"""

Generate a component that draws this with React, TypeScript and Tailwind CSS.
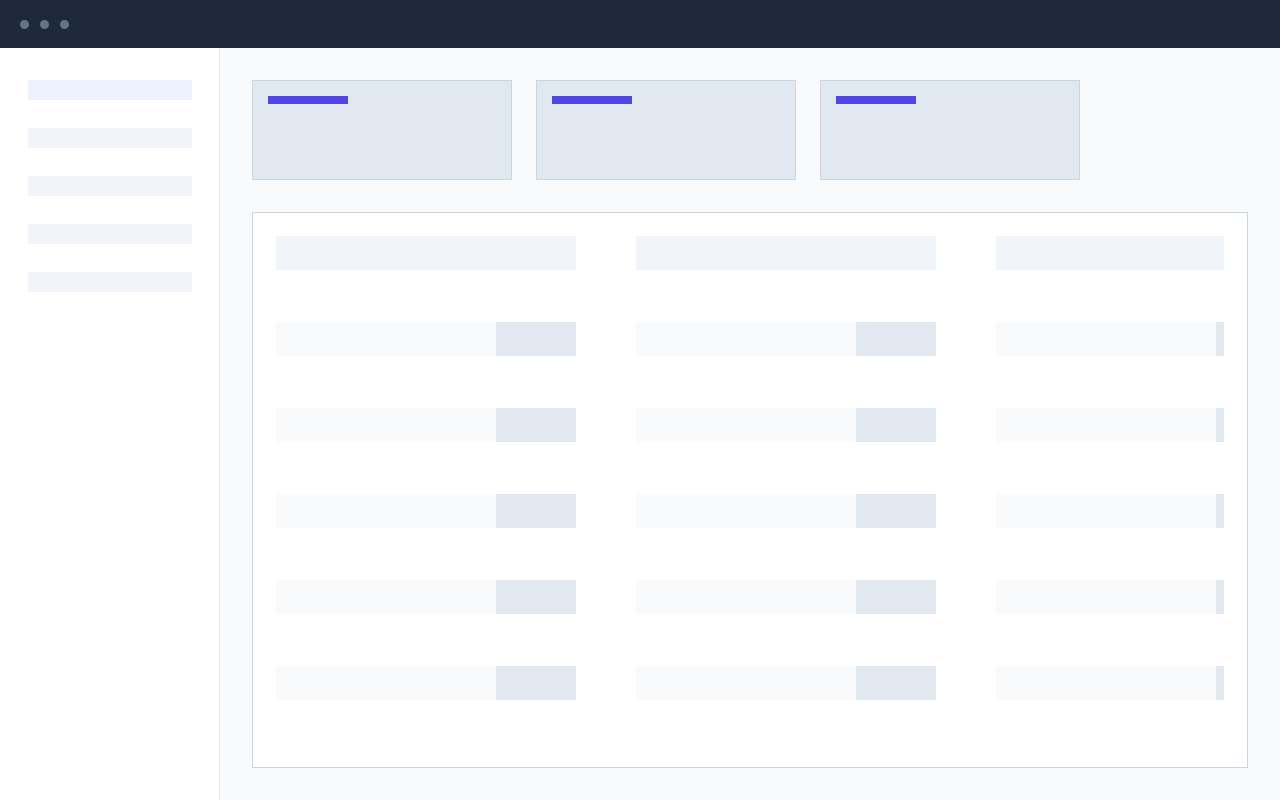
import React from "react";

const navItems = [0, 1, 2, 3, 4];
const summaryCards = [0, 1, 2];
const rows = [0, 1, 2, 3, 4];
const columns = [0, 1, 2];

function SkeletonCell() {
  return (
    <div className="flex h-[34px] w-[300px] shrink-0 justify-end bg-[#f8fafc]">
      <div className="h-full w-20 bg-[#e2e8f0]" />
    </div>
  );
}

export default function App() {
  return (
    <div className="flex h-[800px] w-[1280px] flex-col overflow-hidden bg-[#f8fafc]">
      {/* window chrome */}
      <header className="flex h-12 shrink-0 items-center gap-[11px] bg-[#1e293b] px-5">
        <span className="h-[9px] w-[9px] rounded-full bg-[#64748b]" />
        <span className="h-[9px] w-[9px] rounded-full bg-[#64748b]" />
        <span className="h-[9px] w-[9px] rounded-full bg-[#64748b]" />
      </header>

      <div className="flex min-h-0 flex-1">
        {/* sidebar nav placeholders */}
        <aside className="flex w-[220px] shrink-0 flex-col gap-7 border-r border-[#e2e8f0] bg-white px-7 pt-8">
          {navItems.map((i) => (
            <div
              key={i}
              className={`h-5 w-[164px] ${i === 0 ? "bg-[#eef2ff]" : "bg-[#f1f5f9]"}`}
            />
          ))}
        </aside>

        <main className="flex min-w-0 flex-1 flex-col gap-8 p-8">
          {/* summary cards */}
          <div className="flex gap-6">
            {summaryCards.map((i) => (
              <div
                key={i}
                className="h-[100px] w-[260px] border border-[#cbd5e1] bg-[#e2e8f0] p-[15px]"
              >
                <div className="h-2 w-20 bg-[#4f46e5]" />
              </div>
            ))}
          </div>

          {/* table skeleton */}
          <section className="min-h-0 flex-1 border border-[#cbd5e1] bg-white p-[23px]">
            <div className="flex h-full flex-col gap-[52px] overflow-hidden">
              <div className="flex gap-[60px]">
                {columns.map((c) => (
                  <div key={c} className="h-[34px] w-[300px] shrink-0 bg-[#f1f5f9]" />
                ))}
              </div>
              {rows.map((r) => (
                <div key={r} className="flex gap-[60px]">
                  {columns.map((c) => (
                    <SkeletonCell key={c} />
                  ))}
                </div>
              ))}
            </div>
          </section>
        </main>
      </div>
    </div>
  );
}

"""

GIVEN EXERCISE:
Are you able to set down all the lines above exactly, without any pictures?

EXPECTED ANSWER:
Generate a component that draws this with React, TypeScript and Tailwind CSS.
import React from "react";

const navItems = [0, 1, 2, 3, 4];
const summaryCards = [0, 1, 2];
const rows = [0, 1, 2, 3, 4];
const columns = [0, 1, 2];

function SkeletonCell() {
  return (
    <div className="flex h-[34px] w-[300px] shrink-0 justify-end bg-[#f8fafc]">
      <div className="h-full w-20 bg-[#e2e8f0]" />
    </div>
  );
}

export default function App() {
  return (
    <div className="flex h-[800px] w-[1280px] flex-col overflow-hidden bg-[#f8fafc]">
      {/* window chrome */}
      <header className="flex h-12 shrink-0 items-center gap-[11px] bg-[#1e293b] px-5">
        <span className="h-[9px] w-[9px] rounded-full bg-[#64748b]" />
        <span className="h-[9px] w-[9px] rounded-full bg-[#64748b]" />
        <span className="h-[9px] w-[9px] rounded-full bg-[#64748b]" />
      </header>

      <div className="flex min-h-0 flex-1">
        {/* sidebar nav placeholders */}
        <aside className="flex w-[220px] shrink-0 flex-col gap-7 border-r border-[#e2e8f0] bg-white px-7 pt-8">
          {navItems.map((i) => (
            <div
              key={i}
              className={`h-5 w-[164px] ${i === 0 ? "bg-[#eef2ff]" : "bg-[#f1f5f9]"}`}
            />
          ))}
        </aside>

        <main className="flex min-w-0 flex-1 flex-col gap-8 p-8">
          {/* summary cards */}
          <div className="flex gap-6">
            {summaryCards.map((i) => (
              <div
                key={i}
                className="h-[100px] w-[260px] border border-[#cbd5e1] bg-[#e2e8f0] p-[15px]"
              >
                <div className="h-2 w-20 bg-[#4f46e5]" />
              </div>
            ))}
          </div>

          {/* table skeleton */}
          <section className="min-h-0 flex-1 border border-[#cbd5e1] bg-white p-[23px]">
            <div className="flex h-full flex-col gap-[52px] overflow-hidden">
              <div className="flex gap-[60px]">
                {columns.map((c) => (
                  <div key={c} className="h-[34px] w-[300px] shrink-0 bg-[#f1f5f9]" />
                ))}
              </div>
              {rows.map((r) => (
                <div key={r} className="flex gap-[60px]">
                  {columns.map((c) => (
                    <SkeletonCell key={c} />
                  ))}
                </div>
              ))}
            </div>
          </section>
        </main>
      </div>
    </div>
  );
}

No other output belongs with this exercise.